Update CharUnicodeInfo backing tables from Unicode 11.0 to Unicode 12.1. This also fixes some bidi bugs in the existing logic.
Modify CharUnicodeInfo backing tables to carry more information, including UAX29 text segmentation info and optional case folding information. Rewrite GenUnicodeProp to carry this information.
Optimize some of the methods in Char and CharUnicodeInfo since we were already touching these code paths.
Update StringInfo and TextElementEnumerator to use UAX29 extended grapheme cluster segmentation (fixes https://github.com/dotnet/corefx/issues/41324 and https://github.com/dotnet/corefx/issues/28416).

Updating the backing data from Unicode 11.0 to Unicode 12.1 is fairly straightforward. We do this every so often, with dotnet/coreclr#20529 being one recent example.

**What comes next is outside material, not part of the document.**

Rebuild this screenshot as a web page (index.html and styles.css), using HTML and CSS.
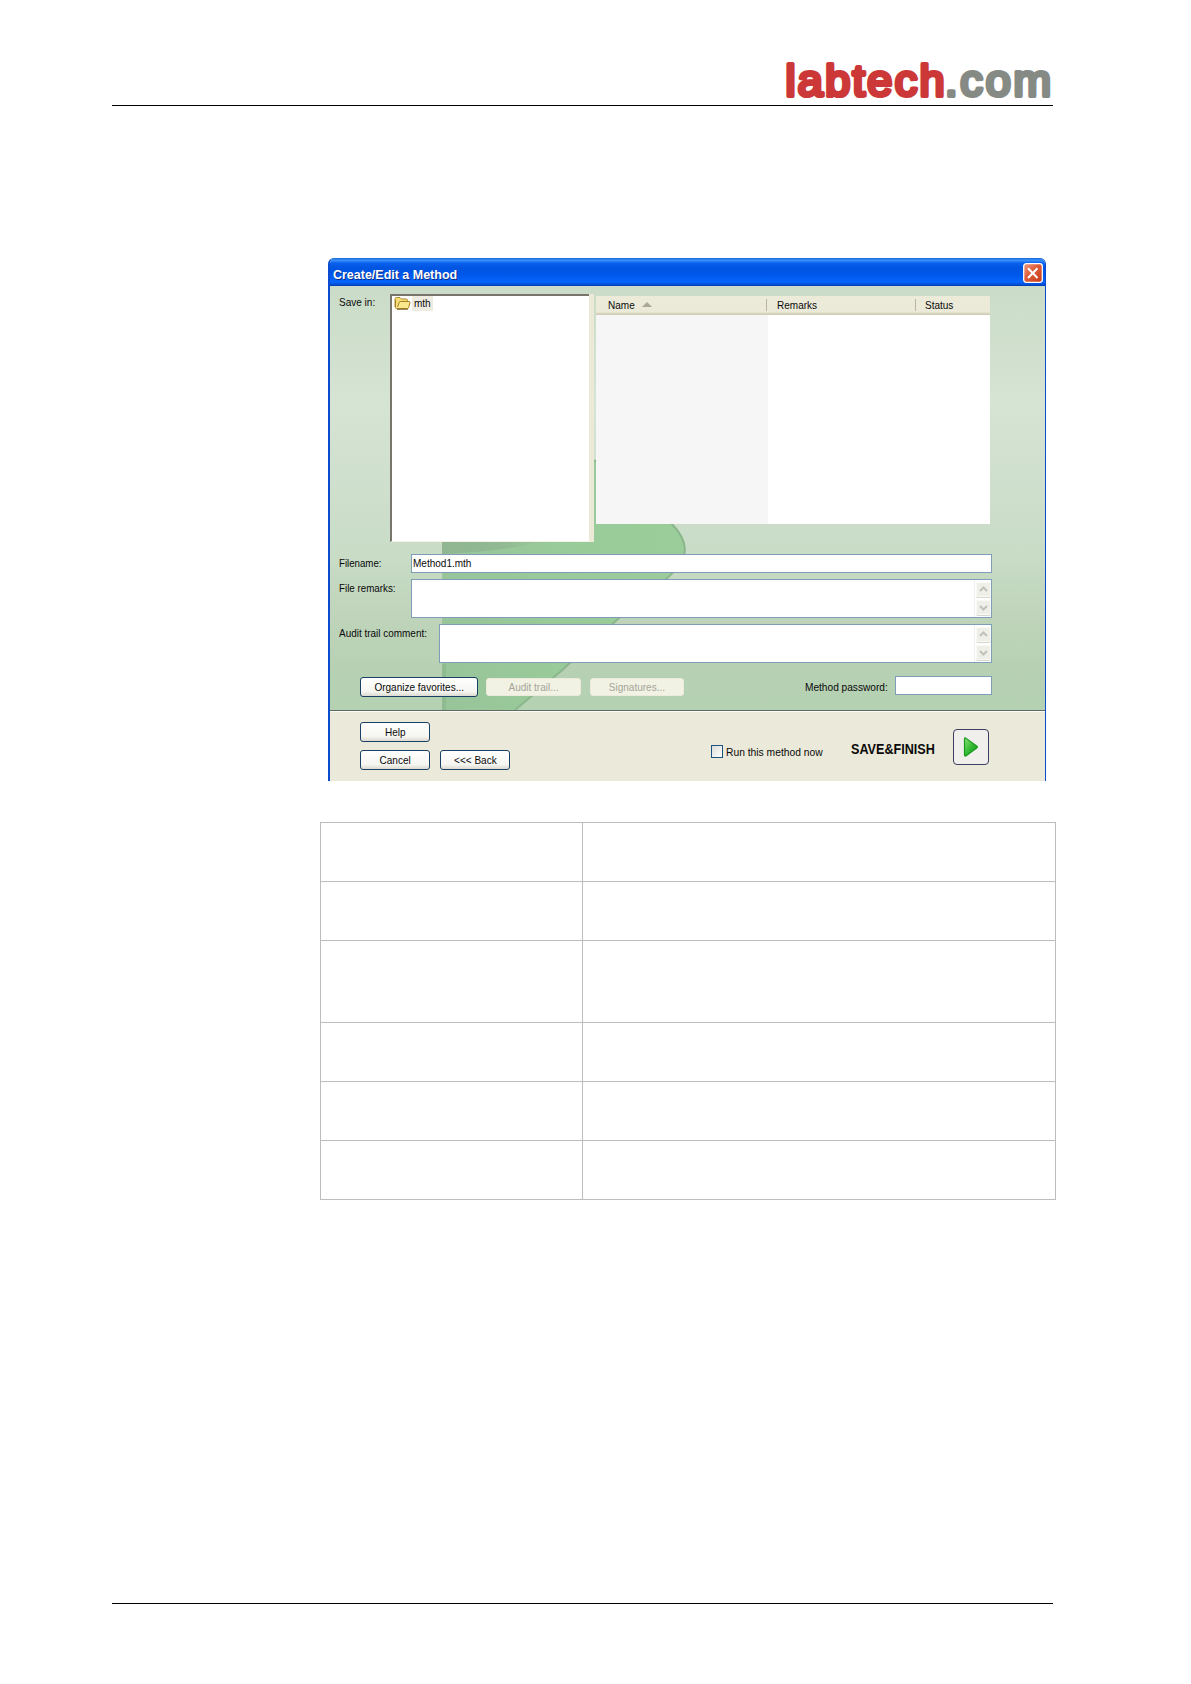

Prior to this PR, the CharUnicodeInfo data contained the following data for all code points U+0000..U+10FFFF:

The Unicode general category (exposed via GetUnicodeCategory)
Bidi information (not exposed publicly, but used as an internal implementation detail in IdnMapping)
Numeric information

With this PR, these tables are updated to include for every code point:

The Unicode general category
"Restricted" bidi information (more on this below)
Whitespace information
Numeric information
UAX29 grapheme segmentation boundary properties
[Optional] simple case conversion and case folding transforms

The CategoriesValues table is an 11:5:4 table that contains offsets into an array of bytes where each element has the following layout:

 bit  7   6   5   4   3   2   1   0
    +-------------------------------+
    | w | b | b | c | c | c | c | c |
    +-------------------------------+

This represents a packed structure containing the UnicodeCategory (bits 0 - 4), restricted bidi class (bits 5 - 6), and whitespace property (bit 7) of each code point.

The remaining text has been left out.